Class-imbalanced learning, also referred as long-tailed learning, aims to learn a classifier that performs well on both head, body, and tail classes (in GFSS setting, base classes, and novel classes). To tackle class imbalance, various methods tackle the problem from different perspectives: A) Expert networks try to learn a shared feature extractor and class-specific classifiers, called expert, to classify head, body, and tail classes [28]. Further, determining which expert to use to obtain the prediction is also studied [26]. However, with more parameters to train, the optimization of the expert networks is very data-hungry, especially when limited novel class examples are available in the case of GFSS; B) Re-weighting. Finding that the norm of classification weights for tail classes is disproportionately smaller than that of head classes, decreasing the possibilities for tail classes after Softmax, some researchers [10, 30] decided to enhance the performance of classifiers on tail classes by normalizing the weights of linear classifiers by class. However, a recent study [17] points out that the correlation between weight norms and classes is dependent on the design of the classifier and the choice of optimizer thus re-weighting strategy fits to specific classifiers and lacks robustness; C) Logit adjustment aims to rectify the logits of the classifier, resulting in a greater punishment for misclassifying tail classes [3, 17] by the prior distribution of classes. Further, some methods [21, 31] are proposed to estimate the prior when it is unavailable. In our methods, we adopt logit adjustment to mitigate class imbalance in GFSS for it brings nearly no extra overhead of optimizing and is robust to classifier design with no extra demand for training examples..

3 Methods

3.1 Notations

Preliminaries. Denote $H$ and $W$ as the height and width of the image $\mathbf{x}\in\mathbb{R}^{|\Omega|\times 3}$ , and $\Omega=\{(m,n)\},m=0,...,H-1,n=0,...,W-1$ is the pixel coordinates. In all generality, we denote a segmentation model $f$ that combines a feature extractor $\phi$ that outputs a feature vector map $\mathbf{V}=\phi(\mathbf{x})\in\mathbb{R}^{|\Omega|\times F}$ where $F$ denotes the channel of the feature vector and a classifier with weight $W\in\mathbb{R}^{K\times F}$ which takes image $\mathbf{x}$ and output segmentation maps $f(\mathbf{x})=\mathbf{P}\in\{0,1\}^{|\Omega|\times K}$ where $K$ is the number of the classes to predict. For simplicity, we omit the bias of the classifier.
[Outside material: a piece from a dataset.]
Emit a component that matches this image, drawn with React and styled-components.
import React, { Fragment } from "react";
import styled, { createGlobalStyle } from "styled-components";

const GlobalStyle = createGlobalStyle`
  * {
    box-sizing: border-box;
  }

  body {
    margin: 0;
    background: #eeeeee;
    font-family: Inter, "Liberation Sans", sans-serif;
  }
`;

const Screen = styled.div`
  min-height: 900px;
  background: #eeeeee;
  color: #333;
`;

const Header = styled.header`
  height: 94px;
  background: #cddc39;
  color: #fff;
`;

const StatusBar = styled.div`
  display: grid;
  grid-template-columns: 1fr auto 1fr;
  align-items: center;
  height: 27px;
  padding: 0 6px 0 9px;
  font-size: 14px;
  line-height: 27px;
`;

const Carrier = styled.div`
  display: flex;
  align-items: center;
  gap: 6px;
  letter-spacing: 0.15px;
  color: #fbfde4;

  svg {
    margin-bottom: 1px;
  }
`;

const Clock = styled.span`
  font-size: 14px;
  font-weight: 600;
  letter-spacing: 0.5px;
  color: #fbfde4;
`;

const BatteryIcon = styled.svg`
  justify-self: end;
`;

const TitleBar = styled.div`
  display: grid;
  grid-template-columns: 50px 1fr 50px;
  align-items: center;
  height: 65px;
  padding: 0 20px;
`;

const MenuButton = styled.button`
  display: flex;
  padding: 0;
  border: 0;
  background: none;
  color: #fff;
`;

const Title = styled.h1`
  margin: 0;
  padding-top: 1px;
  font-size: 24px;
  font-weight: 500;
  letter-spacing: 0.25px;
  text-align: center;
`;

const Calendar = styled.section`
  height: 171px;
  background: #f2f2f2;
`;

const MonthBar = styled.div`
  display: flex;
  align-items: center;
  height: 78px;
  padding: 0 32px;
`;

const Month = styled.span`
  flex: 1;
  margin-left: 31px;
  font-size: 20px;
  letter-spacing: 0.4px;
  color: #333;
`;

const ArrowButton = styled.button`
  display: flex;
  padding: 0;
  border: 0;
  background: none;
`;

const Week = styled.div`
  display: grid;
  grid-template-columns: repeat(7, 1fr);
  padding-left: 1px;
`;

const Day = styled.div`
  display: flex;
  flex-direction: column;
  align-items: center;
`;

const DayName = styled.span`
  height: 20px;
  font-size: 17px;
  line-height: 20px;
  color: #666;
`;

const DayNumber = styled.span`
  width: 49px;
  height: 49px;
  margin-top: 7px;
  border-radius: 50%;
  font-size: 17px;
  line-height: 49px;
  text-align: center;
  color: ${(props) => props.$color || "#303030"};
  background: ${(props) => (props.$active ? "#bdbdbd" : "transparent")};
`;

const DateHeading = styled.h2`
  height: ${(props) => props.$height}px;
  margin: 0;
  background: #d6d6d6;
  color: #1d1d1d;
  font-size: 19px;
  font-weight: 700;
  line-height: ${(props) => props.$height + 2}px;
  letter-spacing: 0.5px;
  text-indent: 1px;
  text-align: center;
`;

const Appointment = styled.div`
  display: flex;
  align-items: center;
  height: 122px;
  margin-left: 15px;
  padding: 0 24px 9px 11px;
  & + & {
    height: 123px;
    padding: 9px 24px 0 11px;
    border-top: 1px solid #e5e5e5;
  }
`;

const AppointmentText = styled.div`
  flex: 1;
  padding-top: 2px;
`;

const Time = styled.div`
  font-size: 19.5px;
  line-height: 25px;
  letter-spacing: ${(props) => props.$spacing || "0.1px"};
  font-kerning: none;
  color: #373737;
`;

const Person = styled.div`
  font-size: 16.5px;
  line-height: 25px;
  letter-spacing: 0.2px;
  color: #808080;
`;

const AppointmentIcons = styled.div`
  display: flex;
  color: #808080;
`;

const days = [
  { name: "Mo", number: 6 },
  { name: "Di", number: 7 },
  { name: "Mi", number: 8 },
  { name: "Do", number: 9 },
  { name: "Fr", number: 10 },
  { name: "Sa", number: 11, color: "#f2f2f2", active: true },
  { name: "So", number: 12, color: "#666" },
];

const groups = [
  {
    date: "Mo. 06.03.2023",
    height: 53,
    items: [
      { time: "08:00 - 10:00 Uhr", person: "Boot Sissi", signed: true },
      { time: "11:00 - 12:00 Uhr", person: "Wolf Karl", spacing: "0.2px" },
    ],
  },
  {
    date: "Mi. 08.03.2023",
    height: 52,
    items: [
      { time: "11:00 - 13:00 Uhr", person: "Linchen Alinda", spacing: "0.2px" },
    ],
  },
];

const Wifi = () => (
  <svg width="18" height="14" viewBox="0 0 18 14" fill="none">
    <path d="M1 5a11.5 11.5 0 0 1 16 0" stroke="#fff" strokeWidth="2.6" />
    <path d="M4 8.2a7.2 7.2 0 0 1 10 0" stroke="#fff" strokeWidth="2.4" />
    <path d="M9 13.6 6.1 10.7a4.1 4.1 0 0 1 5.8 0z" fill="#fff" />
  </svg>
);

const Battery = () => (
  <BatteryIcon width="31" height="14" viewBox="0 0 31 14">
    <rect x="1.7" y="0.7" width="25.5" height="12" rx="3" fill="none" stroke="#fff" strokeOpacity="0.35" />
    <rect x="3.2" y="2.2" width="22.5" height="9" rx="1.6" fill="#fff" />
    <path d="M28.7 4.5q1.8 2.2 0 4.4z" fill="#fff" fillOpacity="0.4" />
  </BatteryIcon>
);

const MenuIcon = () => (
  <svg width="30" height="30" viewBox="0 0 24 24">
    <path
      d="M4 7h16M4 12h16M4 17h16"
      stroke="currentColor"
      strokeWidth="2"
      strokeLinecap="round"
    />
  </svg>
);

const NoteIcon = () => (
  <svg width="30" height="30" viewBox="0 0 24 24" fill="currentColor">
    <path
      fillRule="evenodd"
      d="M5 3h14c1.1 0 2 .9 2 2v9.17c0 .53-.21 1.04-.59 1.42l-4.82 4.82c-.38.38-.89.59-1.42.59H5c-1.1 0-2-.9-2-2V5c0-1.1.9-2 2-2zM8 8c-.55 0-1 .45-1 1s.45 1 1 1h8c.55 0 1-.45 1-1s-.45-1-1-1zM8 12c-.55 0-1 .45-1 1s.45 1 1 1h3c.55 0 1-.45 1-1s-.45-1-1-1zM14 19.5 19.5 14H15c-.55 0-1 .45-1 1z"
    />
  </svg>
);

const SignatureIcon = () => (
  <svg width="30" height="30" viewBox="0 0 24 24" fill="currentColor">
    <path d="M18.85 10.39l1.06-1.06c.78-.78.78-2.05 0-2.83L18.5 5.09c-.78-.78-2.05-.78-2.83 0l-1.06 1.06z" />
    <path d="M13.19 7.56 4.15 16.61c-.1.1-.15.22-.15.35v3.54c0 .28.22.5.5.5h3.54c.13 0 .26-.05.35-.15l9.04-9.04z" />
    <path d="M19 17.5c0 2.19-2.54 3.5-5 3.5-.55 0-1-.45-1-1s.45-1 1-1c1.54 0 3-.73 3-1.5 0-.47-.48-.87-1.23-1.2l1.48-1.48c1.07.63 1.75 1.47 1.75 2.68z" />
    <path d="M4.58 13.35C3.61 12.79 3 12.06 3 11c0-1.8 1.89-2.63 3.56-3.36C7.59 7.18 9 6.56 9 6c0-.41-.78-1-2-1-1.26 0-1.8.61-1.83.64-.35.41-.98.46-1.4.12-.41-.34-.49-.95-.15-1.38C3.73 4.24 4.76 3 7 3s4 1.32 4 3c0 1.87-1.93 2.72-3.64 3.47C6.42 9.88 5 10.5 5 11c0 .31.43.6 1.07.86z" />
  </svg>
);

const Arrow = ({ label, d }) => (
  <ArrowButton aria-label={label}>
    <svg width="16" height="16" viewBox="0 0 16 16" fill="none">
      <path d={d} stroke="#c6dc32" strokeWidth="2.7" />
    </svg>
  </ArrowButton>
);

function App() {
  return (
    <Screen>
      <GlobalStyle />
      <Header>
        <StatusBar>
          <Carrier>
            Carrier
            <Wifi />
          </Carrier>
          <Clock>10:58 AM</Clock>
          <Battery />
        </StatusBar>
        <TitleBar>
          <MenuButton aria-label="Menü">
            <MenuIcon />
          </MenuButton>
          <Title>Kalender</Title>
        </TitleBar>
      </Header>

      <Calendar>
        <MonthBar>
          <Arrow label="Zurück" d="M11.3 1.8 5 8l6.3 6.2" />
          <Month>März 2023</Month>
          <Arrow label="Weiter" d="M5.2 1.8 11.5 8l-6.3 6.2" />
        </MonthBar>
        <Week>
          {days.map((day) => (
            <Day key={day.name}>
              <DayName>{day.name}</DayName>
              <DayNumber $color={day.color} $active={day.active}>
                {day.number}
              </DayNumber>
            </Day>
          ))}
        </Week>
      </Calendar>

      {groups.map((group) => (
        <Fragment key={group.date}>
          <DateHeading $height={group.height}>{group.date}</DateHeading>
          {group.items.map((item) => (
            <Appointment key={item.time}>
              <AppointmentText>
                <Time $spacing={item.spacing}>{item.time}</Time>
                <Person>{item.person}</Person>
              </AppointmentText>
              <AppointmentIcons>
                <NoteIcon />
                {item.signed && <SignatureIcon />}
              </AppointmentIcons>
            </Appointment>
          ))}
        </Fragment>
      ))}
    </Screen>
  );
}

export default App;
Generalized few-shot segmentation. In GFSS, two sets of classes are considered: the base classes, $\mathcal{C}^{b}$ , and the novel classes, $\mathcal{C}^{n}$ , and $\mathcal{C}^{b}\cap\mathcal{C}^{n}=\emptyset$ . In the training phase, the model learns datasets $D_{train}$ which contain base class and treats novel class as background. At test time, the model is evaluated through a series of tasks. In each task, the model first goes through a few-shot learning phase on given support set $\mathbb{S}=\{\mathbf{x}_{i},y_{i}\}^{|\mathbb{S}|}_{i=1}$ , containing a few images, along with their corresponding binary segmentation masks $y_{i}\in\{0,1\}^{|\Omega|}$ , for some novel class sampled from $\mathcal{C}^{n}$ . After the model quickly learns from the support set $\mathbb{S}$ , the model is required to give predictions on an unlabeled image, termed query image, of both base and novel classes to test the GFSS learning algorithm, i.e. for pixel $j$ we have

\mathbf{P}(j)=\begin{bmatrix}{\overbrace{\begin{matrix}p_{0}\end{matrix}}^{\text{bg}}},&{\overbrace{\begin{matrix}p_{1},\dotsb,p_{|\mathcal{C}^{n}|}\end{matrix}}^{\text{base classes}}},&{\overbrace{\begin{matrix}p_{|\mathcal{C}^{n}|+1},\dotsb,p_{|\mathcal{C}^{n}|+|\mathcal{C}^{b}|}\end{matrix}}^{\text{novel classes}}}\end{bmatrix}^{T}

in which bg stands for background, $(j)$ represents pixel indexing and we omit pixel index $j$ from the right-hand side for simplicity.

3.2 Similarity transition

Our idea of class similarity originates from the idea that by giving an image containing both base and novel classes, the model only trained on base classes would wrongly classify a pixel of the novel class as the similar base class. After learning $D_{train}$ , given an image containing both novel and base classes, pixel $j$ of novel class $y_{n}$ will be wrongly classified as base class $y_{b}$ by the model, i.e.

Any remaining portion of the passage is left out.